Repeat the listing that follows, character for character, minus the pictures.

## begin

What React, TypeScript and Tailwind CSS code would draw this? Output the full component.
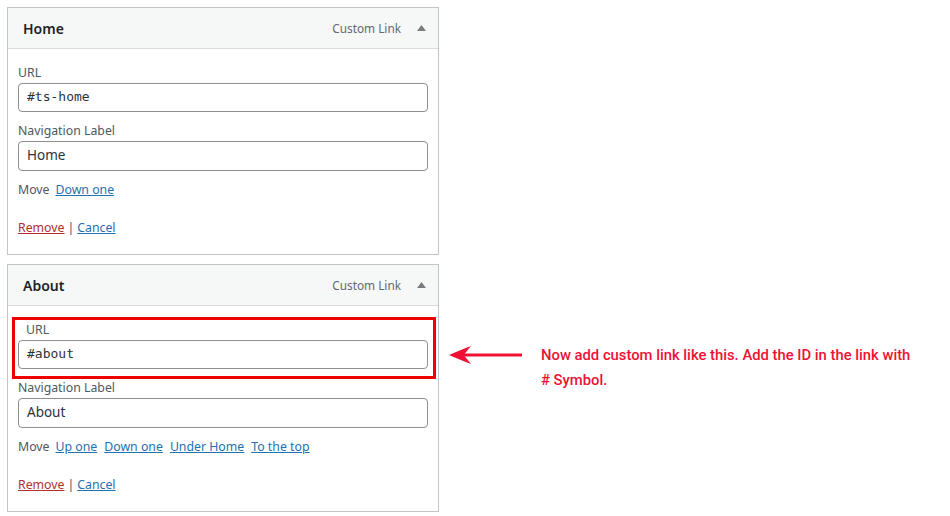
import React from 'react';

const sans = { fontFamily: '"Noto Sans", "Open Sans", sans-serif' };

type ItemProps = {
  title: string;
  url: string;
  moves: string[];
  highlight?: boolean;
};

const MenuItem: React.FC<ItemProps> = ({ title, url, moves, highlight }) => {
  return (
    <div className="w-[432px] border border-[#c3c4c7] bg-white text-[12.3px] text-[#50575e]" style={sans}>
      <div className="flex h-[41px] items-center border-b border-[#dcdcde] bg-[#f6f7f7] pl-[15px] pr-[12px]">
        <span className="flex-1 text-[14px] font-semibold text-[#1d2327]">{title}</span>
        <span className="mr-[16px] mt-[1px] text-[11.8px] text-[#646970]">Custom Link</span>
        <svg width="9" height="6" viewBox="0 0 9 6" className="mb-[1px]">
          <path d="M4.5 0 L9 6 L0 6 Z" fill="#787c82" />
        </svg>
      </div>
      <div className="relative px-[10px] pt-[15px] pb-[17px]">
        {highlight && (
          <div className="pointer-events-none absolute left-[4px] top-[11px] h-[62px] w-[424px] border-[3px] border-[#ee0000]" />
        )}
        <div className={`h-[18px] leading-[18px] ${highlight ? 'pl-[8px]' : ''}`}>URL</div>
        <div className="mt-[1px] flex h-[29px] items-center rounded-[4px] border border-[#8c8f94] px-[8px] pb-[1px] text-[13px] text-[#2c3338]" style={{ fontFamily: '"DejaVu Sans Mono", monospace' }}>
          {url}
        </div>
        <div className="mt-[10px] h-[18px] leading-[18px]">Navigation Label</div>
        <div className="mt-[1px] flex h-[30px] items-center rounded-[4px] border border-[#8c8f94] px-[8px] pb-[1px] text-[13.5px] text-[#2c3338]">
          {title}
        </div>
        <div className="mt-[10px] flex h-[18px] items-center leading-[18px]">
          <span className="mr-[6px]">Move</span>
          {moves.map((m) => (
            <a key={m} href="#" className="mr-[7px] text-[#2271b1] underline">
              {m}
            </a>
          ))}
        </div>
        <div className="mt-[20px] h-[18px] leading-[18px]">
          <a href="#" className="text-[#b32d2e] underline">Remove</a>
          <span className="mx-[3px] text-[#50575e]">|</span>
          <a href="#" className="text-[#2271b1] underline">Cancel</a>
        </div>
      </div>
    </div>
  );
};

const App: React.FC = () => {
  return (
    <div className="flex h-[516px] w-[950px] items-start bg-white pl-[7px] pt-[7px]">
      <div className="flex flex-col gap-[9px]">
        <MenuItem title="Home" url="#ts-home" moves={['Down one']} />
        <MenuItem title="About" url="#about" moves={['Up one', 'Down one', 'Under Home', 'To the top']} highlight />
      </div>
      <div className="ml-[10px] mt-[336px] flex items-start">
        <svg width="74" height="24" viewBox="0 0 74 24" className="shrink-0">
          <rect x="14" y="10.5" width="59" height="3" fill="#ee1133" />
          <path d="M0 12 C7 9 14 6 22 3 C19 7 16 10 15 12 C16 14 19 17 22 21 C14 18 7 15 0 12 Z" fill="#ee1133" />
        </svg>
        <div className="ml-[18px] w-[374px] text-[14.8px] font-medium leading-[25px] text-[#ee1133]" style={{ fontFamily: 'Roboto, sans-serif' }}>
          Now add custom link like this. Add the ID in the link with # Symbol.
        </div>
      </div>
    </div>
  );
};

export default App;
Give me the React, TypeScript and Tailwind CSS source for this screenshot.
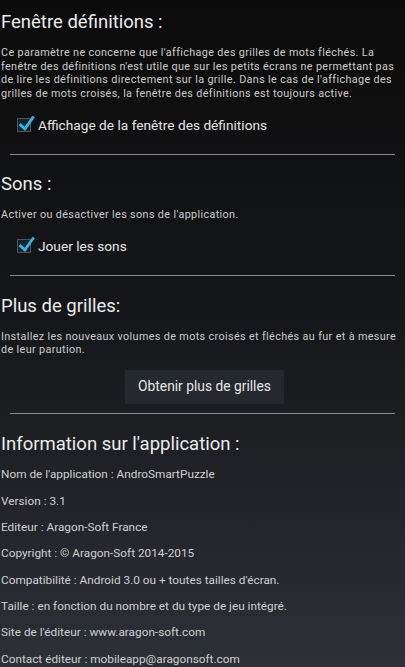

## end

> [Output of the exercise]
What React, TypeScript and Tailwind CSS code would draw this? Output the full component.
import React from 'react';

const sans = { fontFamily: '"Noto Sans", "Open Sans", sans-serif' };

type ItemProps = {
  title: string;
  url: string;
  moves: string[];
  highlight?: boolean;
};

const MenuItem: React.FC<ItemProps> = ({ title, url, moves, highlight }) => {
  return (
    <div className="w-[432px] border border-[#c3c4c7] bg-white text-[12.3px] text-[#50575e]" style={sans}>
      <div className="flex h-[41px] items-center border-b border-[#dcdcde] bg-[#f6f7f7] pl-[15px] pr-[12px]">
        <span className="flex-1 text-[14px] font-semibold text-[#1d2327]">{title}</span>
        <span className="mr-[16px] mt-[1px] text-[11.8px] text-[#646970]">Custom Link</span>
        <svg width="9" height="6" viewBox="0 0 9 6" className="mb-[1px]">
          <path d="M4.5 0 L9 6 L0 6 Z" fill="#787c82" />
        </svg>
      </div>
      <div className="relative px-[10px] pt-[15px] pb-[17px]">
        {highlight && (
          <div className="pointer-events-none absolute left-[4px] top-[11px] h-[62px] w-[424px] border-[3px] border-[#ee0000]" />
        )}
        <div className={`h-[18px] leading-[18px] ${highlight ? 'pl-[8px]' : ''}`}>URL</div>
        <div className="mt-[1px] flex h-[29px] items-center rounded-[4px] border border-[#8c8f94] px-[8px] pb-[1px] text-[13px] text-[#2c3338]" style={{ fontFamily: '"DejaVu Sans Mono", monospace' }}>
          {url}
        </div>
        <div className="mt-[10px] h-[18px] leading-[18px]">Navigation Label</div>
        <div className="mt-[1px] flex h-[30px] items-center rounded-[4px] border border-[#8c8f94] px-[8px] pb-[1px] text-[13.5px] text-[#2c3338]">
          {title}
        </div>
        <div className="mt-[10px] flex h-[18px] items-center leading-[18px]">
          <span className="mr-[6px]">Move</span>
          {moves.map((m) => (
            <a key={m} href="#" className="mr-[7px] text-[#2271b1] underline">
              {m}
            </a>
          ))}
        </div>
        <div className="mt-[20px] h-[18px] leading-[18px]">
          <a href="#" className="text-[#b32d2e] underline">Remove</a>
          <span className="mx-[3px] text-[#50575e]">|</span>
          <a href="#" className="text-[#2271b1] underline">Cancel</a>
        </div>
      </div>
    </div>
  );
};

const App: React.FC = () => {
  return (
    <div className="flex h-[516px] w-[950px] items-start bg-white pl-[7px] pt-[7px]">
      <div className="flex flex-col gap-[9px]">
        <MenuItem title="Home" url="#ts-home" moves={['Down one']} />
        <MenuItem title="About" url="#about" moves={['Up one', 'Down one', 'Under Home', 'To the top']} highlight />
      </div>
      <div className="ml-[10px] mt-[336px] flex items-start">
        <svg width="74" height="24" viewBox="0 0 74 24" className="shrink-0">
          <rect x="14" y="10.5" width="59" height="3" fill="#ee1133" />
          <path d="M0 12 C7 9 14 6 22 3 C19 7 16 10 15 12 C16 14 19 17 22 21 C14 18 7 15 0 12 Z" fill="#ee1133" />
        </svg>
        <div className="ml-[18px] w-[374px] text-[14.8px] font-medium leading-[25px] text-[#ee1133]" style={{ fontFamily: 'Roboto, sans-serif' }}>
          Now add custom link like this. Add the ID in the link with # Symbol.
        </div>
      </div>
    </div>
  );
};

export default App;
Give me the React, TypeScript and Tailwind CSS source for this screenshot.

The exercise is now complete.